* Directions: Pull every line that holds the word "this" from the entries.

Dataset entries:
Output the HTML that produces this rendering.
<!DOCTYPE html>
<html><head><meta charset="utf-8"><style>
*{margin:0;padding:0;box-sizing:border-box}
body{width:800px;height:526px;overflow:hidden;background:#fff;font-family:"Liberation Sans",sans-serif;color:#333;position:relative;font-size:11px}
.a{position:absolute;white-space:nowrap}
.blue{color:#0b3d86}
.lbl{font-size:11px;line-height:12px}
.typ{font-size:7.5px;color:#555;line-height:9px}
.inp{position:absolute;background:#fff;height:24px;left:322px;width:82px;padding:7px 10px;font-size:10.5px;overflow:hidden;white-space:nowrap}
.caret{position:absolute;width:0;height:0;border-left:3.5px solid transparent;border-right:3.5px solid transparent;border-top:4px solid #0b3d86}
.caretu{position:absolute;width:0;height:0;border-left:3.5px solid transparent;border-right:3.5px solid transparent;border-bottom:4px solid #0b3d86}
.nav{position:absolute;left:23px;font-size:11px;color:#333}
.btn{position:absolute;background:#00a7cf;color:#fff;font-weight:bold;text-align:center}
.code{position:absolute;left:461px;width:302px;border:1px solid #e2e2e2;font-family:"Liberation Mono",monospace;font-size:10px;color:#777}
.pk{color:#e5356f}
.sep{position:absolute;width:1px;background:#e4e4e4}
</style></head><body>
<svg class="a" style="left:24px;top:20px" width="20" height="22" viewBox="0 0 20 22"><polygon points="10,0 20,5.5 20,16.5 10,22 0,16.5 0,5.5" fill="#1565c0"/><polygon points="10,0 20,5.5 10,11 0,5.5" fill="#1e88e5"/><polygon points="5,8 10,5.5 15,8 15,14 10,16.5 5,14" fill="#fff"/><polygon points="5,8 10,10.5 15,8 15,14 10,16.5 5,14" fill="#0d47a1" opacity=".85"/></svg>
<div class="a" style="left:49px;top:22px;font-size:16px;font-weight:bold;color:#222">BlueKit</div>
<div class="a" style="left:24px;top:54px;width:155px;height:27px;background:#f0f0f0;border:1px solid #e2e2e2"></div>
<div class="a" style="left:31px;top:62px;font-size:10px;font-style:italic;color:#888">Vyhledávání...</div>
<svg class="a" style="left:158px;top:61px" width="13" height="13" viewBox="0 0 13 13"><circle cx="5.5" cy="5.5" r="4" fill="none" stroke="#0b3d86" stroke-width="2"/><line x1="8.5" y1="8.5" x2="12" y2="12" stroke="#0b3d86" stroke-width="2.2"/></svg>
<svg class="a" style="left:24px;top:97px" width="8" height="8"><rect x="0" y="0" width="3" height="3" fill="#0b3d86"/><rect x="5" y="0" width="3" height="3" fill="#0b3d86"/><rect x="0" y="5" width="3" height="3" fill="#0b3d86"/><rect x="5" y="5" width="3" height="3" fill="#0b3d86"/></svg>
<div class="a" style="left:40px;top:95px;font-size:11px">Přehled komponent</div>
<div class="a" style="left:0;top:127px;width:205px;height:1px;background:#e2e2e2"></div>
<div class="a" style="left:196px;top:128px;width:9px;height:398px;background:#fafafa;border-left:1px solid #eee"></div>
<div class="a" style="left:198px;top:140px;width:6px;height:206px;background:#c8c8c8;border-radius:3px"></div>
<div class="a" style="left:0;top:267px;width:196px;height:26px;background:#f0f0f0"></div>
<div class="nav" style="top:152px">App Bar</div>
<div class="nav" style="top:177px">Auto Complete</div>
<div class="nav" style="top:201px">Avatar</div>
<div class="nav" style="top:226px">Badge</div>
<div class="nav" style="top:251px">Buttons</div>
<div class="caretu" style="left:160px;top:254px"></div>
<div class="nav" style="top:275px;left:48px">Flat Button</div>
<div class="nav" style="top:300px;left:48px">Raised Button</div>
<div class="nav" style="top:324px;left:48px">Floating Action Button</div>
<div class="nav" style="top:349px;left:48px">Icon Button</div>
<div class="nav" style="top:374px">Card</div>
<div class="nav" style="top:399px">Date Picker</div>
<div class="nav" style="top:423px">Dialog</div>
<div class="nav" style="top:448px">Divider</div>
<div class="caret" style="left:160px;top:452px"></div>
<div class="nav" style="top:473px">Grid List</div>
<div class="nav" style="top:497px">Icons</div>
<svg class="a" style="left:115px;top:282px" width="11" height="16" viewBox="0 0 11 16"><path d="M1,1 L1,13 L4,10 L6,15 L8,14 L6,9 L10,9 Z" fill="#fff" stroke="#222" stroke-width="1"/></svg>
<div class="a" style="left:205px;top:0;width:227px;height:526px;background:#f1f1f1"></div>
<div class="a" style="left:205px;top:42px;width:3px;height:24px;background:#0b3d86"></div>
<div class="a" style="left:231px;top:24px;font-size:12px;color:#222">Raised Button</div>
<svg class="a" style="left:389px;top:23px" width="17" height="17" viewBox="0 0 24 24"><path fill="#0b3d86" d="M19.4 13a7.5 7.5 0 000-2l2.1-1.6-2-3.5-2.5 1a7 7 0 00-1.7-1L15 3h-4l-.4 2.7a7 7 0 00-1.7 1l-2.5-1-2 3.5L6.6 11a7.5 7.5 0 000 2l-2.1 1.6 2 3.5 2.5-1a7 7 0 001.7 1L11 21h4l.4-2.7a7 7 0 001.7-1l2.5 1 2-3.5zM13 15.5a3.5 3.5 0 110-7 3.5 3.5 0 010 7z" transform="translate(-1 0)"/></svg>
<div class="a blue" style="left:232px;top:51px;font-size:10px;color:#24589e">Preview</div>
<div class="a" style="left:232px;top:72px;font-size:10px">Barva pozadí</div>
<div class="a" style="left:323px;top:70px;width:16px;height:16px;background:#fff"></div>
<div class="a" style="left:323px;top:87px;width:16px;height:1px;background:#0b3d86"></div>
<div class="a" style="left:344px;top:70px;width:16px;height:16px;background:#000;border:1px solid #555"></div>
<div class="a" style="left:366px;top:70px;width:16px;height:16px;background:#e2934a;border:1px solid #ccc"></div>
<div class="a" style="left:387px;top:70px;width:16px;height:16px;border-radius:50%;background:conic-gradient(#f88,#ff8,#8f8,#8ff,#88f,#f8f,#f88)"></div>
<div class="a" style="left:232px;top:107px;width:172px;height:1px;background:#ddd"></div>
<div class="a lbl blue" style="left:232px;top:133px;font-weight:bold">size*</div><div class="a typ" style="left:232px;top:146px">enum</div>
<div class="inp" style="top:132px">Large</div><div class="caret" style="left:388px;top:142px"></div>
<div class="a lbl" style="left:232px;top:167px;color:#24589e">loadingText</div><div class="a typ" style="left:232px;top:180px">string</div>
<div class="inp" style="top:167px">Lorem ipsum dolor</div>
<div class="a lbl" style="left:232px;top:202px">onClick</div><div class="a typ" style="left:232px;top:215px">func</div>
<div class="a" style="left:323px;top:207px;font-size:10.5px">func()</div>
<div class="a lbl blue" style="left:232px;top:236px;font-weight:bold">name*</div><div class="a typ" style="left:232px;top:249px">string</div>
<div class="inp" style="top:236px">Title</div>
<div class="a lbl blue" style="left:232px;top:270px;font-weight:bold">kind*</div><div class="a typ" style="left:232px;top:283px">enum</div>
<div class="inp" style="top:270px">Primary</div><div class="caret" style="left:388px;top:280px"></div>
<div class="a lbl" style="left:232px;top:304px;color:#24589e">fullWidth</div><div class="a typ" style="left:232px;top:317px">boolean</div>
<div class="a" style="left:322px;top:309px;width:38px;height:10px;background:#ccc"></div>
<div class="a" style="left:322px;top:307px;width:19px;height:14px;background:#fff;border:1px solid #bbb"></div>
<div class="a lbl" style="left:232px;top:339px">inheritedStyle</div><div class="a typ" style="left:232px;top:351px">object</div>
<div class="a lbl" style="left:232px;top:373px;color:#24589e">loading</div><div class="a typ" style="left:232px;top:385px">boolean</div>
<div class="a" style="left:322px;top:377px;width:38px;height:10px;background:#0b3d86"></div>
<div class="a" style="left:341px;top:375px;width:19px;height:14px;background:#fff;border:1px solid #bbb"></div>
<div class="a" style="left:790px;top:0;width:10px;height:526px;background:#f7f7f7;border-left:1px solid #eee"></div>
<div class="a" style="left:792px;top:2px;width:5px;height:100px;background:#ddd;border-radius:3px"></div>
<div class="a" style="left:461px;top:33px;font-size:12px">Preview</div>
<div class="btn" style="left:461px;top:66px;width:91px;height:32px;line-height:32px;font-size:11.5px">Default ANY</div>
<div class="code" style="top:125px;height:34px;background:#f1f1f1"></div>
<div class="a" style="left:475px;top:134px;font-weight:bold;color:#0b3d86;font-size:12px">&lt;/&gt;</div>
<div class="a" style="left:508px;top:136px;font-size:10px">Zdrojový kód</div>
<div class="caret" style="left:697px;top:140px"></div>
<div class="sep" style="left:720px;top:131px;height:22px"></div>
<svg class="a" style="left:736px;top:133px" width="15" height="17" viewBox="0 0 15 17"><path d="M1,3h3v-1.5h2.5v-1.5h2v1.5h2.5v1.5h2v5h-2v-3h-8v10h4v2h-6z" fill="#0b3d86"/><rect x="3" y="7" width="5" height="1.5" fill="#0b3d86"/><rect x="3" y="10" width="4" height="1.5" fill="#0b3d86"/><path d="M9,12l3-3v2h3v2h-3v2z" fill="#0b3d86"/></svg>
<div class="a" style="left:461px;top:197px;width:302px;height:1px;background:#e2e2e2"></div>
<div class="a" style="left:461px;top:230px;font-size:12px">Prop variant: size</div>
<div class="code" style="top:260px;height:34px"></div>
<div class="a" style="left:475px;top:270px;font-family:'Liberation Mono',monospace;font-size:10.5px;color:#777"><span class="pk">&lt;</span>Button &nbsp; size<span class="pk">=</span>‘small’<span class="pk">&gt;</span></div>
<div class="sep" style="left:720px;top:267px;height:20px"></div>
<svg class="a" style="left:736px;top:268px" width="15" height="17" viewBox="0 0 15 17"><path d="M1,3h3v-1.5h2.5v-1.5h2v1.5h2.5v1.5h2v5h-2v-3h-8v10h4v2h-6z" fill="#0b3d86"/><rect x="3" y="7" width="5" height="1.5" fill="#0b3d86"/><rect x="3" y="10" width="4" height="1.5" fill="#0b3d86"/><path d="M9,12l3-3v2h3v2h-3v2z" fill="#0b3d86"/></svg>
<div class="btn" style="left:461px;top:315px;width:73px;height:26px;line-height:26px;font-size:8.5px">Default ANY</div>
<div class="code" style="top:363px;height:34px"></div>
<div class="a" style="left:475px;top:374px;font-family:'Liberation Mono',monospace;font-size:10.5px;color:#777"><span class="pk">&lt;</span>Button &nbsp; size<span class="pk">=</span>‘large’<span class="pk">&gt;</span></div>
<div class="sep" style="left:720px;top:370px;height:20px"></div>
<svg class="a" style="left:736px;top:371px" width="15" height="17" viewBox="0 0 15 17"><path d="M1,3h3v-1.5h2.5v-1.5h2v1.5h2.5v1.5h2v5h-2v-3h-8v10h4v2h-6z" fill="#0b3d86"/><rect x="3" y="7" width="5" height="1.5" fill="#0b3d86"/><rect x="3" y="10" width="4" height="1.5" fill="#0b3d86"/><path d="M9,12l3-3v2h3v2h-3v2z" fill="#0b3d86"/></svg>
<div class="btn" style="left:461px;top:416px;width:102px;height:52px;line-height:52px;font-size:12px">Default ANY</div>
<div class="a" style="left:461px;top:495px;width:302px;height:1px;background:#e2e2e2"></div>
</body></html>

...

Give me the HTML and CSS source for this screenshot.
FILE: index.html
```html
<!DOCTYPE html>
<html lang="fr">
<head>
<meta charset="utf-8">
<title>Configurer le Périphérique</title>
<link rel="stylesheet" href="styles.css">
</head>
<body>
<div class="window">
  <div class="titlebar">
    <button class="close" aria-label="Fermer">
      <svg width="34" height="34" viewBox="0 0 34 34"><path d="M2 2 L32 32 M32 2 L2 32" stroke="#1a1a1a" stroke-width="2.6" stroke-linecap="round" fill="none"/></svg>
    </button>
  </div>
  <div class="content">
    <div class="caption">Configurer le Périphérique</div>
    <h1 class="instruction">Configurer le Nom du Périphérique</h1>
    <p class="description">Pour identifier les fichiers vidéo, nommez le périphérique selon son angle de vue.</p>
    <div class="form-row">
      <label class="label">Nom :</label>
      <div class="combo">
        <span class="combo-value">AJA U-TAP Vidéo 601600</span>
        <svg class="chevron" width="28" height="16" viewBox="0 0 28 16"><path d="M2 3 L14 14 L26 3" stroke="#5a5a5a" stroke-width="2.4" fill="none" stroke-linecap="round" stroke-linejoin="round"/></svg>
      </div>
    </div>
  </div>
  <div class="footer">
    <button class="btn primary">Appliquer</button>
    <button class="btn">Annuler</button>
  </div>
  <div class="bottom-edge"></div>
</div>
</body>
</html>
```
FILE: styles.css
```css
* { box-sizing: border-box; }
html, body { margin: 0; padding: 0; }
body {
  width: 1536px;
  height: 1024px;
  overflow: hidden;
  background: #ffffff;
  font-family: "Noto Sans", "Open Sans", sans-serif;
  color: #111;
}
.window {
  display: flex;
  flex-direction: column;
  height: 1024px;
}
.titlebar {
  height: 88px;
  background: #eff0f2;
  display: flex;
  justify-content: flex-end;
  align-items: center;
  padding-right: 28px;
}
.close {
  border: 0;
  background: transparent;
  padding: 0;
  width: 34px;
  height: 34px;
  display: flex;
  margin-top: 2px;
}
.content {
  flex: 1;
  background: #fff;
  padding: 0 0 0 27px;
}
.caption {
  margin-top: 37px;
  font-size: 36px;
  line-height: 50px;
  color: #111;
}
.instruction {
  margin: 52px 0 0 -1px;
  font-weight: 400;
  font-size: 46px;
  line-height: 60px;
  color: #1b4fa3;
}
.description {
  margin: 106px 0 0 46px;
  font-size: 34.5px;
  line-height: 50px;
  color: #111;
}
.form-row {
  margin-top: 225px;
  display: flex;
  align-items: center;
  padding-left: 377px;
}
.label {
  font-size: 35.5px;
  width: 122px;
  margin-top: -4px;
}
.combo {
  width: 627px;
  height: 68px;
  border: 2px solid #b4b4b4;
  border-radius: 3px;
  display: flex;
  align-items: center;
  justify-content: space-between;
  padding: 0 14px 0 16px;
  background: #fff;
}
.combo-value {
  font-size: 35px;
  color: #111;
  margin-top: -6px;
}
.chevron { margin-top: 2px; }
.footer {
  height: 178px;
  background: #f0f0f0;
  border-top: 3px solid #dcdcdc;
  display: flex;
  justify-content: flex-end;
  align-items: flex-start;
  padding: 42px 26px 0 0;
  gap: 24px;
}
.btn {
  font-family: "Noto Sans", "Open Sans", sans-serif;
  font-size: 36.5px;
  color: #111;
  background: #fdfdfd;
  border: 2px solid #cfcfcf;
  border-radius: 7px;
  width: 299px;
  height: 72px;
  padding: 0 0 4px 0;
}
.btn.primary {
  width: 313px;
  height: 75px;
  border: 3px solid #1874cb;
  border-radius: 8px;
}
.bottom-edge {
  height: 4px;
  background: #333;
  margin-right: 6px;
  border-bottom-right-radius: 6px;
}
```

* Output:
Output the HTML that produces this rendering.
Give me the HTML and CSS source for this screenshot.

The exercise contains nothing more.